Write out the material exactly. Do not include the pictures.

== EXCERPTED RECORDS

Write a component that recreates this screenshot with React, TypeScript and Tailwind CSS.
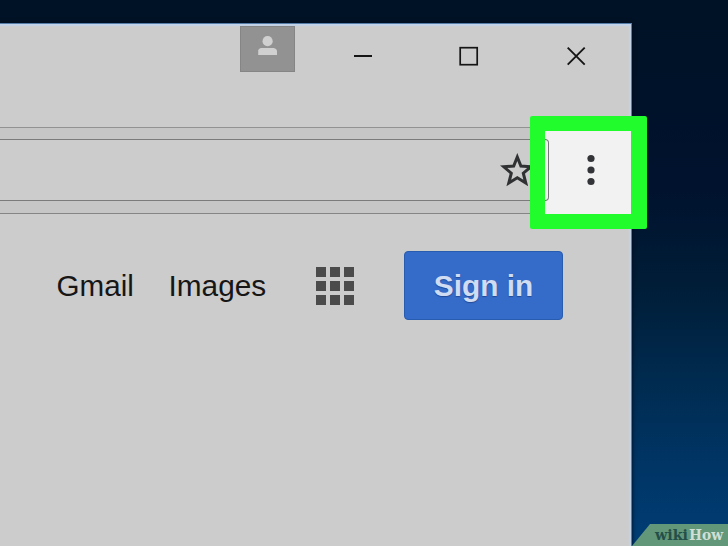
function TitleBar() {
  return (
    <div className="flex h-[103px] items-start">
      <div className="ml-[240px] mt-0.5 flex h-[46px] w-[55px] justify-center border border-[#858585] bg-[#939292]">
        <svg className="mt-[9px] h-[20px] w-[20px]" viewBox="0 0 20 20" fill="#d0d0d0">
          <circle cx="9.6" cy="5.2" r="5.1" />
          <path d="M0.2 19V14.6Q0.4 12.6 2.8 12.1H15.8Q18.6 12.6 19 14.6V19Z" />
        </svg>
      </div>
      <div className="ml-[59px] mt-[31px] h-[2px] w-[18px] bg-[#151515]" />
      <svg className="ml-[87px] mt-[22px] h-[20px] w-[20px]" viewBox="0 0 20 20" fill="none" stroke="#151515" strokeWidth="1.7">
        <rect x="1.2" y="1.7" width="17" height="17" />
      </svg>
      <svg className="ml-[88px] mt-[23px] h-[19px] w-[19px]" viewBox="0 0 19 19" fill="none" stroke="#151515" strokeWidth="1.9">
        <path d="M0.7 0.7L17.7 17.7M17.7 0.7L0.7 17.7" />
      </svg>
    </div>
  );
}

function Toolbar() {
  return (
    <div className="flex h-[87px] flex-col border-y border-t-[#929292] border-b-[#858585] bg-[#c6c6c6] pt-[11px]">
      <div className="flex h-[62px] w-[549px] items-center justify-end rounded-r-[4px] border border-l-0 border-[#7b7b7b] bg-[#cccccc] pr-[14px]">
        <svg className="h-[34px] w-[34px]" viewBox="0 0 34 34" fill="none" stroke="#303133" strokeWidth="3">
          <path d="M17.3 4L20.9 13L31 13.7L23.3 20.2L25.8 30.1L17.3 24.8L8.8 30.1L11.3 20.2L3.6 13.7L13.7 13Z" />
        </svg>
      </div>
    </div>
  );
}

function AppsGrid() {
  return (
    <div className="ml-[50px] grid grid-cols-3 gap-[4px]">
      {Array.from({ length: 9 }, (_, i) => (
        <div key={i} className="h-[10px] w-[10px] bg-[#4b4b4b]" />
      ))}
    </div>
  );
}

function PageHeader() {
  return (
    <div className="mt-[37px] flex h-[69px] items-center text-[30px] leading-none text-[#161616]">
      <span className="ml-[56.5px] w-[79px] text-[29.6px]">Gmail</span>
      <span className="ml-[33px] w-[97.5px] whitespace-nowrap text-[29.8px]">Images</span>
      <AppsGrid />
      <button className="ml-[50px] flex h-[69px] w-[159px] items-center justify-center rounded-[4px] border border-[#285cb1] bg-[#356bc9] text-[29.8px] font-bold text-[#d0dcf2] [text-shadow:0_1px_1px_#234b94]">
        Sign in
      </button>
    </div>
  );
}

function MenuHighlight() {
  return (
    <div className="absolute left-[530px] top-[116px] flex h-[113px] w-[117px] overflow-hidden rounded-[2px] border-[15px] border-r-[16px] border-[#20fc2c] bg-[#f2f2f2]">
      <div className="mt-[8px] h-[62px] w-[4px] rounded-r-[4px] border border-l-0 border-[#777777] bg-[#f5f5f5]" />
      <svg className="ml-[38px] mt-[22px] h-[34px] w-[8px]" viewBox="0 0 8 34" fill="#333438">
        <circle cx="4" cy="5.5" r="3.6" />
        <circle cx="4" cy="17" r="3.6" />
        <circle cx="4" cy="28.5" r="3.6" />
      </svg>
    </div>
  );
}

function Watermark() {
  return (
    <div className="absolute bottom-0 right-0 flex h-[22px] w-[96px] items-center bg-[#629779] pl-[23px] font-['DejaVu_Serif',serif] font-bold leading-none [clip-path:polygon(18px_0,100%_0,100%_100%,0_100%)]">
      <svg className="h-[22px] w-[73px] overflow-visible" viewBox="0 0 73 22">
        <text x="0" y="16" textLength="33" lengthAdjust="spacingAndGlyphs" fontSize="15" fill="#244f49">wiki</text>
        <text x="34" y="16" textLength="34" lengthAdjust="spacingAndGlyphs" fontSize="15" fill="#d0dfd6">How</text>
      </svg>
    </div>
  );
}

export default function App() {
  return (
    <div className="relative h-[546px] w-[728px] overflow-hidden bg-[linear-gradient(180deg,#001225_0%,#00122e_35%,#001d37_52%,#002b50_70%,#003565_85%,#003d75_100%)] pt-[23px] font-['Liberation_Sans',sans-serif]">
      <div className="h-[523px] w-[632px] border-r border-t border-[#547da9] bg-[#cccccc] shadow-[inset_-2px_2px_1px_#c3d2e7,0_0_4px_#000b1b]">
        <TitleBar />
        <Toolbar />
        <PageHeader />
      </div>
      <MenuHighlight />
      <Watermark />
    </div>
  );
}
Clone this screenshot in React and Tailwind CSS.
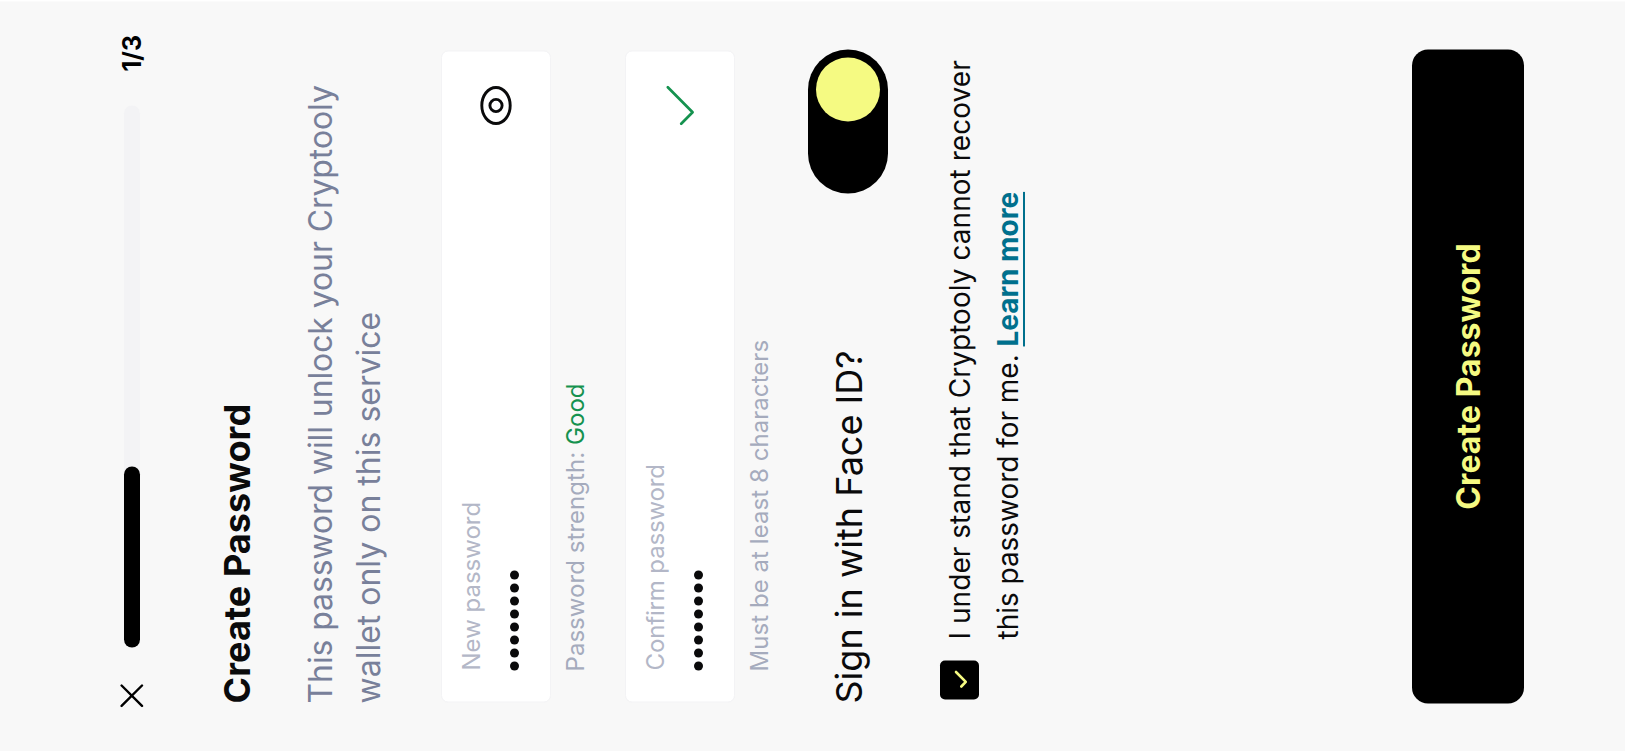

====

> RESPONSE TO THE TASK
Write a component that recreates this screenshot with React, TypeScript and Tailwind CSS.
function TitleBar() {
  return (
    <div className="flex h-[103px] items-start">
      <div className="ml-[240px] mt-0.5 flex h-[46px] w-[55px] justify-center border border-[#858585] bg-[#939292]">
        <svg className="mt-[9px] h-[20px] w-[20px]" viewBox="0 0 20 20" fill="#d0d0d0">
          <circle cx="9.6" cy="5.2" r="5.1" />
          <path d="M0.2 19V14.6Q0.4 12.6 2.8 12.1H15.8Q18.6 12.6 19 14.6V19Z" />
        </svg>
      </div>
      <div className="ml-[59px] mt-[31px] h-[2px] w-[18px] bg-[#151515]" />
      <svg className="ml-[87px] mt-[22px] h-[20px] w-[20px]" viewBox="0 0 20 20" fill="none" stroke="#151515" strokeWidth="1.7">
        <rect x="1.2" y="1.7" width="17" height="17" />
      </svg>
      <svg className="ml-[88px] mt-[23px] h-[19px] w-[19px]" viewBox="0 0 19 19" fill="none" stroke="#151515" strokeWidth="1.9">
        <path d="M0.7 0.7L17.7 17.7M17.7 0.7L0.7 17.7" />
      </svg>
    </div>
  );
}

function Toolbar() {
  return (
    <div className="flex h-[87px] flex-col border-y border-t-[#929292] border-b-[#858585] bg-[#c6c6c6] pt-[11px]">
      <div className="flex h-[62px] w-[549px] items-center justify-end rounded-r-[4px] border border-l-0 border-[#7b7b7b] bg-[#cccccc] pr-[14px]">
        <svg className="h-[34px] w-[34px]" viewBox="0 0 34 34" fill="none" stroke="#303133" strokeWidth="3">
          <path d="M17.3 4L20.9 13L31 13.7L23.3 20.2L25.8 30.1L17.3 24.8L8.8 30.1L11.3 20.2L3.6 13.7L13.7 13Z" />
        </svg>
      </div>
    </div>
  );
}

function AppsGrid() {
  return (
    <div className="ml-[50px] grid grid-cols-3 gap-[4px]">
      {Array.from({ length: 9 }, (_, i) => (
        <div key={i} className="h-[10px] w-[10px] bg-[#4b4b4b]" />
      ))}
    </div>
  );
}

function PageHeader() {
  return (
    <div className="mt-[37px] flex h-[69px] items-center text-[30px] leading-none text-[#161616]">
      <span className="ml-[56.5px] w-[79px] text-[29.6px]">Gmail</span>
      <span className="ml-[33px] w-[97.5px] whitespace-nowrap text-[29.8px]">Images</span>
      <AppsGrid />
      <button className="ml-[50px] flex h-[69px] w-[159px] items-center justify-center rounded-[4px] border border-[#285cb1] bg-[#356bc9] text-[29.8px] font-bold text-[#d0dcf2] [text-shadow:0_1px_1px_#234b94]">
        Sign in
      </button>
    </div>
  );
}

function MenuHighlight() {
  return (
    <div className="absolute left-[530px] top-[116px] flex h-[113px] w-[117px] overflow-hidden rounded-[2px] border-[15px] border-r-[16px] border-[#20fc2c] bg-[#f2f2f2]">
      <div className="mt-[8px] h-[62px] w-[4px] rounded-r-[4px] border border-l-0 border-[#777777] bg-[#f5f5f5]" />
      <svg className="ml-[38px] mt-[22px] h-[34px] w-[8px]" viewBox="0 0 8 34" fill="#333438">
        <circle cx="4" cy="5.5" r="3.6" />
        <circle cx="4" cy="17" r="3.6" />
        <circle cx="4" cy="28.5" r="3.6" />
      </svg>
    </div>
  );
}

function Watermark() {
  return (
    <div className="absolute bottom-0 right-0 flex h-[22px] w-[96px] items-center bg-[#629779] pl-[23px] font-['DejaVu_Serif',serif] font-bold leading-none [clip-path:polygon(18px_0,100%_0,100%_100%,0_100%)]">
      <svg className="h-[22px] w-[73px] overflow-visible" viewBox="0 0 73 22">
        <text x="0" y="16" textLength="33" lengthAdjust="spacingAndGlyphs" fontSize="15" fill="#244f49">wiki</text>
        <text x="34" y="16" textLength="34" lengthAdjust="spacingAndGlyphs" fontSize="15" fill="#d0dfd6">How</text>
      </svg>
    </div>
  );
}

export default function App() {
  return (
    <div className="relative h-[546px] w-[728px] overflow-hidden bg-[linear-gradient(180deg,#001225_0%,#00122e_35%,#001d37_52%,#002b50_70%,#003565_85%,#003d75_100%)] pt-[23px] font-['Liberation_Sans',sans-serif]">
      <div className="h-[523px] w-[632px] border-r border-t border-[#547da9] bg-[#cccccc] shadow-[inset_-2px_2px_1px_#c3d2e7,0_0_4px_#000b1b]">
        <TitleBar />
        <Toolbar />
        <PageHeader />
      </div>
      <MenuHighlight />
      <Watermark />
    </div>
  );
}
Clone this screenshot in React and Tailwind CSS.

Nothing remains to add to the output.